Chi più, chi meno, sono tutti ispirati a personaggi realmente esistiti (la St. John è palesemente Louella Parsons), ciascuno è necessario per raccontare una parte di storia. E’ la prima volta che Chazelle ricorre ad un cast principale così allargato, e se ne serve per non tenere un focus ossessivo su un solo soggetto (a differenza di First Man, ma lì era inevitabile). Il minutaggio monstre (oltre 3 ore) diventa così sostenibile e, sebbene in alcune parti probabilmente si sarebbe potuto sforbiciare, la bravura del regista è nel non fartele individuare precisamente. Solo i più distratti potrebbero però bollare Babylon di essere un film “confusionario”. Gli obiettivi di Chazelle sono ben chiari, e se la lunga introduzione di venti minuti può essere a tutti gli effetti uno specchietto (estetico) per le allodole, le scene realmente memorabili sono altre.
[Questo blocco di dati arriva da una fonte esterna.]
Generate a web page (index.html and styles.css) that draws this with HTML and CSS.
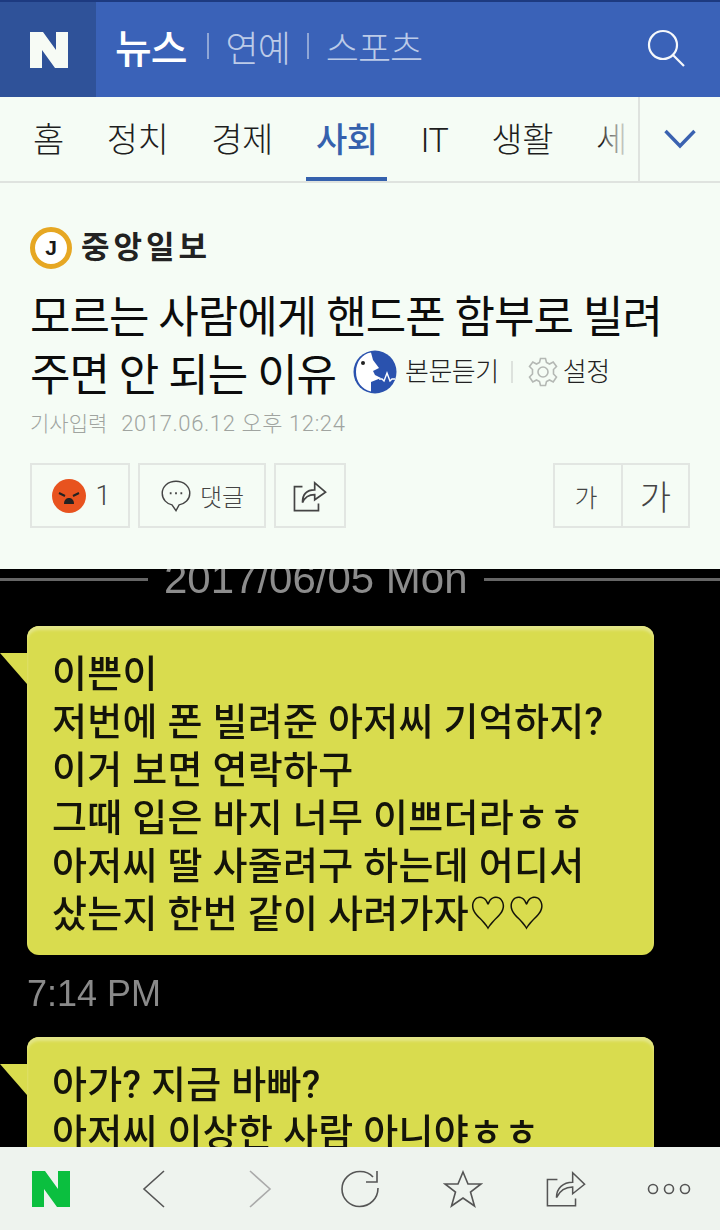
FILE: index.html
```html
<!DOCTYPE html>
<html lang="ko">
<head>
    <meta charset="UTF-8">
    <meta name="viewport" content="width=device-width, initial-scale=1.0">
    <title>모르는 사람에게 핸드폰 함부로 빌려주면 안 되는 이유</title>
    <link rel="stylesheet" href="styles.css">
</head>
<body>
    <header class="top-bar">
        <a class="logo-box">
            <svg width="38" height="36" viewBox="0 0 38 36"><path d="M0 0H13L26 18V0H38V36H25L12 18V36H0Z" fill="#f7fbf5"/></svg>
        </a>
        <nav class="sections">
            <span class="section-on">뉴스</span>
            <i class="section-sep"></i>
            <span>연예</span>
            <i class="section-sep"></i>
            <span>스포츠</span>
        </nav>
        <svg class="search-icon" width="38" height="38" viewBox="0 0 38 38" fill="none" stroke="#f5f8fb" stroke-width="2.2"><circle cx="16" cy="16" r="14"/><path d="M26 26L37 37"/></svg>
    </header>

    <div class="tabs">
        <div class="tab-list">
            <span class="tab">홈</span>
            <span class="tab">정치</span>
            <span class="tab">경제</span>
            <span class="tab tab-on">사회</span>
            <span class="tab">IT</span>
            <span class="tab">생활</span>
            <span class="tab">세</span>
        </div>
        <div class="tab-more">
            <svg width="32" height="20" viewBox="0 0 32 20" fill="none" stroke="#3a62b0" stroke-width="3.4"><path d="M1.5 2L16 17L30.5 2"/></svg>
        </div>
    </div>

    <section class="article-head">
        <div class="press">
            <span class="press-mark">J</span>
            <span class="press-name">중앙일보</span>
        </div>
        <h1 class="title">모르는 사람에게 핸드폰 함부로 빌려<br>주면 안 되는 이유
            <span class="listen">
                <svg class="listen-icon" width="44" height="44" viewBox="0 0 44 44">
                    <circle cx="22" cy="22" r="21.5" fill="#2a52ae"/>
                    <path d="M18 2.5C9 4 3 12 3 22C3 32 9 39.5 18 41.5V32L28 28L22 25L20 21L26 18L20 10Z" fill="#fff"/>
                    <circle cx="10" cy="13" r="2" fill="#222"/>
                    <path d="M26 29H29L31 31L34 23L37 31L39 29H42" fill="none" stroke="#fff" stroke-width="1.4"/>
                </svg>
                <span class="listen-text">본문듣기</span>
                <i class="listen-sep"></i>
                <svg class="gear-icon" width="30" height="30" viewBox="0 0 30 30" fill="none" stroke="#b4b8b4" stroke-width="1.6"><path d="M12.5 1.5H17.5L18.5 5.5L21.5 7L25.2 5L28.5 9.5L25.5 12.5V17L28.5 20L25.2 25L21.5 23L18.5 24.5L17.5 28.5H12.5L11.5 24.5L8.5 23L4.8 25L1.5 20L4.5 17V12.5L1.5 9.5L4.8 5L8.5 7L11.5 5.5Z"/><circle cx="15" cy="15" r="5"/></svg>
                <span class="listen-text">설정</span>
            </span>
        </h1>
        <p class="meta"><span>기사입력</span><span class="meta-date">2017.06.12 오후 12:24</span></p>
        <div class="actions">
            <button class="act act-react">
                <svg width="34" height="34" viewBox="0 0 34 34">
                    <circle cx="17" cy="17" r="17" fill="#e8531f"/>
                    <path d="M7 14L13 17M27 14L21 17" stroke="#222" stroke-width="2"/>
                    <path d="M12 25C12 20 15 19 17 19C19 19 22 20 22 25Z" fill="#222"/>
                </svg>
                <span>1</span>
            </button>
            <button class="act act-reply">
                <svg width="32" height="32" viewBox="0 0 34 36" fill="none" stroke="#444" stroke-width="1.6"><path d="M17 1.5C8 1.5 1.5 7.5 1.5 15C1.5 22 7 27 12.5 28L17 34.5L20.5 28C27 27 32.5 22 32.5 15C32.5 7.5 26 1.5 17 1.5Z"/><path d="M10 15H12M16 15H18M22 15H24" stroke-width="2.2"/></svg>
                <span>댓글</span>
            </button>
            <button class="act act-share">
                <svg width="34" height="32" viewBox="0 0 36 34" fill="none" stroke="#444" stroke-width="1.8"><path d="M10 7H1.5V32.5H27V25"/><path d="M10 24C10 15 15 10.5 23 10.5V3L34.5 13L23 21V15.5C17 15.5 12.5 18 10 24Z"/></svg>
            </button>
            <div class="font-size">
                <button class="act font-small">가</button>
                <button class="act font-big">가</button>
            </div>
        </div>
    </section>

    <main class="photo">
        <div class="date-line"><i class="date-rule-left"></i><span>2017/06/05 Mon</span><i></i></div>
        <div class="bubble">
            <i class="bubble-tail"></i>
            이쁜이<br>
            저번에 폰 빌려준 아저씨 기억하지?<br>
            이거 보면 연락하구<br>
            그때 입은 바지 너무 이쁘더라ㅎㅎ<br>
            아저씨 딸 사줄려구 하는데 어디서<br>
            샀는지 한번 같이 사려가자♡♡
        </div>
        <p class="chat-time">7:14 PM</p>
        <div class="bubble">
            <i class="bubble-tail"></i>
            아가? 지금 바빠?<br>
            아저씨 이상한 사람 아니야ㅎㅎ
        </div>
    </main>

    <footer class="tool-bar">
        <svg width="38" height="36" viewBox="0 0 38 36"><path d="M0 0H13L26 18V0H38V36H25L12 18V36H0Z" fill="#0bbf3f"/></svg>
        <svg width="24" height="38" viewBox="0 0 24 38" fill="none" stroke="#555" stroke-width="1.6"><path d="M22 1L2 19L22 37"/></svg>
        <svg class="tool-forward" width="24" height="38" viewBox="0 0 24 38" fill="none" stroke="#aaa" stroke-width="1.6"><path d="M2 1L22 19L2 37"/></svg>
        <svg width="40" height="38" viewBox="0 0 40 38" fill="none" stroke="#555" stroke-width="1.6"><path d="M33 7C30 3.5 25 1.5 20 1.5C10 1.5 2 9.5 2 19C2 29 10 36.5 19.5 36.5C30 36.5 38 28.5 38 18"/><path d="M37 1V12H26"/></svg>
        <svg width="40" height="38" viewBox="0 0 40 38" fill="none" stroke="#555" stroke-width="1.6"><path d="M20 2L25 14H38L27.5 22L31.5 36L20 28L8.5 36L12.5 22L2 14H15Z"/></svg>
        <svg width="40" height="38" viewBox="0 0 42 38" fill="none" stroke="#555" stroke-width="1.6"><path d="M12 9H1.5V36.5H31V29"/><path d="M11 28C11 18 18 12 28 12V2L40.5 14L28 24V17C21 17 15 20 11 28Z"/></svg>
        <svg width="44" height="12" viewBox="0 0 44 12" fill="none" stroke="#555" stroke-width="1.6"><circle cx="6" cy="6" r="4.5"/><circle cx="22" cy="6" r="4.5"/><circle cx="38" cy="6" r="4.5"/></svg>
    </footer>
</body>
</html>
```

FILE: styles.css
```css
* {
    box-sizing: border-box;
}

body {
    font-family: Roboto, "Noto Sans CJK KR", sans-serif;
    background-color: #f5fcf5;
    margin: 0;
    width: 720px;
    height: 1230px;
    overflow: hidden;
    display: flex;
    flex-direction: column;
}

/* top blue bar */
.top-bar {
    flex: 0 0 97px;
    display: flex;
    align-items: center;
    background-color: #3a62b8;
    border-top: 2px solid #1d3a80;
    padding-right: 35px;
}

.logo-box {
    width: 96px;
    height: 100%;
    padding-left: 2px;
    display: flex;
    align-items: center;
    justify-content: center;
    background-color: #2f5299;
}

.search-icon {
    margin-top: -3px;
}

.sections {
    flex: 1;
    display: flex;
    align-items: center;
    padding: 0 0 8px 19px;
    font-size: 36px;
    font-weight: 300;
    color: #bccbe8;
    letter-spacing: -1px;
}

.section-on {
    margin-right: 3px;
    color: #fff;
    font-size: 40px;
    font-weight: 500;
}

.section-sep {
    width: 2px;
    height: 26px;
    margin: 0 17px;
    background-color: #8fa6d6;
}

/* category tabs */
.tabs {
    flex: 0 0 86px;
    display: flex;
    background-color: #f5fcf5;
    border-bottom: 2px solid #dfe3df;
}

.tab-list {
    position: relative;
    flex: 1;
    display: flex;
    gap: 23px;
    padding-left: 23px;
    overflow: hidden;
}

/* last tab fades out under the arrow */
.tab-list::after {
    content: "";
    position: absolute;
    top: 0;
    right: 0;
    width: 34px;
    height: 100%;
    background: linear-gradient(to right, rgba(245, 252, 245, 0.2), #f5fcf5 80%);
}

.tab {
    height: 84px;
    padding: 0 10px;
    line-height: 86px;
    font-size: 34px;
    font-weight: 300;
    letter-spacing: -0.5px;
    color: #1e1e1e;
    white-space: nowrap;
}

.tab-on {
    color: #3561ad;
    font-weight: 500;
    border-bottom: 4px solid #3561ad;
}

.tab-more {
    width: 82px;
    display: flex;
    align-items: center;
    justify-content: center;
    border-left: 2px solid #dfe3df;
}

/* article heading */
.article-head {
    flex: 0 0 386px;
    padding: 44px 30px 0;
    background-color: #f5fcf5;
}

.press {
    display: flex;
    align-items: center;
    height: 42px;
}

.press-mark {
    width: 42px;
    height: 42px;
    border: 5px solid #e6a723;
    border-radius: 50%;
    background-color: #fff;
    text-align: center;
    font-family: "Liberation Sans", sans-serif;
    font-size: 21px;
    font-weight: 700;
    line-height: 32px;
    color: #1a1a1a;
}

.press-name {
    margin-left: 9px;
    font-size: 31px;
    font-weight: 700;
    letter-spacing: 4px;
    line-height: 44px;
    color: #222;
}

.title {
    margin: 20px 0 0;
    font-size: 44px;
    font-weight: 400;
    line-height: 58px;
    letter-spacing: -1px;
    color: #0c0c0c;
}

.listen {
    display: inline-flex;
    align-items: center;
    margin-left: 7px;
    vertical-align: -3px;
    letter-spacing: -0.5px;
}

.listen-text {
    font-size: 26px;
    font-weight: 300;
    color: #222;
    line-height: 44px;
}

.listen-icon {
    margin-right: 8px;
}

.listen-sep {
    width: 2px;
    height: 22px;
    margin: 0 15px 0 12px;
    background-color: #dde2dd;
}

.gear-icon {
    margin-right: 5px;
}

.meta {
    display: flex;
    gap: 14px;
    margin: 4px 0 0;
    font-size: 21px;
    font-weight: 300;
    line-height: 30px;
    color: #a0a4a0;
}

.meta-date {
    font-size: 22px;
    letter-spacing: 0.6px;
}

.actions {
    display: flex;
    gap: 8px;
    margin-top: 24px;
}

.act {
    display: flex;
    align-items: center;
    justify-content: center;
    height: 65px;
    padding: 0;
    border: 2px solid #e2e6e2;
    background-color: transparent;
    font-family: inherit;
    color: #444;
}

.act-react {
    width: 100px;
    gap: 10px;
    padding-left: 2px;
    font-size: 27px;
    font-weight: 300;
}

.act-reply {
    width: 128px;
    gap: 8px;
    font-size: 24px;
    font-weight: 300;
}

.act-share {
    width: 72px;
}

.font-size {
    display: flex;
    margin-left: auto;
}

.font-small {
    width: 70px;
    padding-right: 4px;
    font-size: 25px;
    font-weight: 300;
}

.font-big {
    width: 69px;
    margin-left: -2px;
    font-size: 34px;
    font-weight: 300;
}

/* the chat picture, a soft upscaled photo in the reference */
.photo {
    flex: 1;
    min-height: 0;
    overflow: hidden;
    background-color: #000;
    padding: 0 66px 0 27px;
    filter: blur(0.6px);
}

.date-line {
    display: flex;
    align-items: center;
    gap: 16px;
    height: 20px;
    margin: 0 -66px 0 -27px;
    font-family: "Liberation Sans", sans-serif;
    font-size: 42px;
    line-height: 20px;
    color: #8c8c8c;
    white-space: nowrap;
}

.date-line i {
    flex: 1;
    height: 3px;
    background-color: #666;
}

.date-line .date-rule-left {
    flex: 0 0 148px;
}

.bubble {
    position: relative;
    margin-top: 37px;
    padding: 24px 0 17px 25px;
    border-radius: 12px;
    background-color: #d9dc4e;
    box-shadow: inset 0 4px 3px #e4e688;
    font-size: 38px;
    font-weight: 500;
    letter-spacing: 0.3px;
    line-height: 48px;
    color: #14140a;
    white-space: nowrap;
}

.bubble-tail {
    position: absolute;
    left: -27px;
    top: 27px;
    width: 27px;
    height: 31px;
    background-color: #d9dc4e;
    clip-path: polygon(0 0, 100% 0, 100% 100%);
}

.chat-time {
    margin: 16px 0 0;
    font-family: "Liberation Sans", sans-serif;
    font-size: 36px;
    line-height: 46px;
    color: #8a8a8a;
}

.chat-time + .bubble {
    margin-top: 20px;
}

/* browser bar at the bottom */
.tool-bar {
    flex: 0 0 83px;
    display: grid;
    grid-template-columns: repeat(7, 1fr);
    align-items: center;
    justify-items: center;
    background-color: #eef3ee;
}

.tool-forward {
    margin-left: 6px;
}
```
Segnalo a tal proposito il dialogo tra la St John e Conrad sull’essere artisticamente “finiti” e al tempo stesso sopravvivere alla propria fine, ma soprattutto l’ossessività (già vista in Whiplash) con cui ci vengono riproposti, per intero, una decina di ciak sbagliati di Nellie alle prese con la novità del sonoro. L’abilità di Chazelle è nel mostrarci l’inadeguatezza di un’attrice abituata a recitare solo con il corpo e non con la voce, ma anche di tutto uno staff in crisi di nervi per un nuovo paradigma produttivo che non riescono a mettere in campo.
Babylon non è un film privo di difetti, e se non apprezzate l’estetica di Chazelle farete fatica a farvi piacere le immancabili scene di massa (come e più di La La Land), le saturazioni dell’obiettivo in controluce, la recitazione costantemente “sopra le righe”. Eppure questo tentativo rivoluzionario di riprodurre la classicità senza tempo non mi sembra affatto un “film sbagliato”. E’ la versione realista di Cantando sotto la pioggia che, forse, ci meritavamo.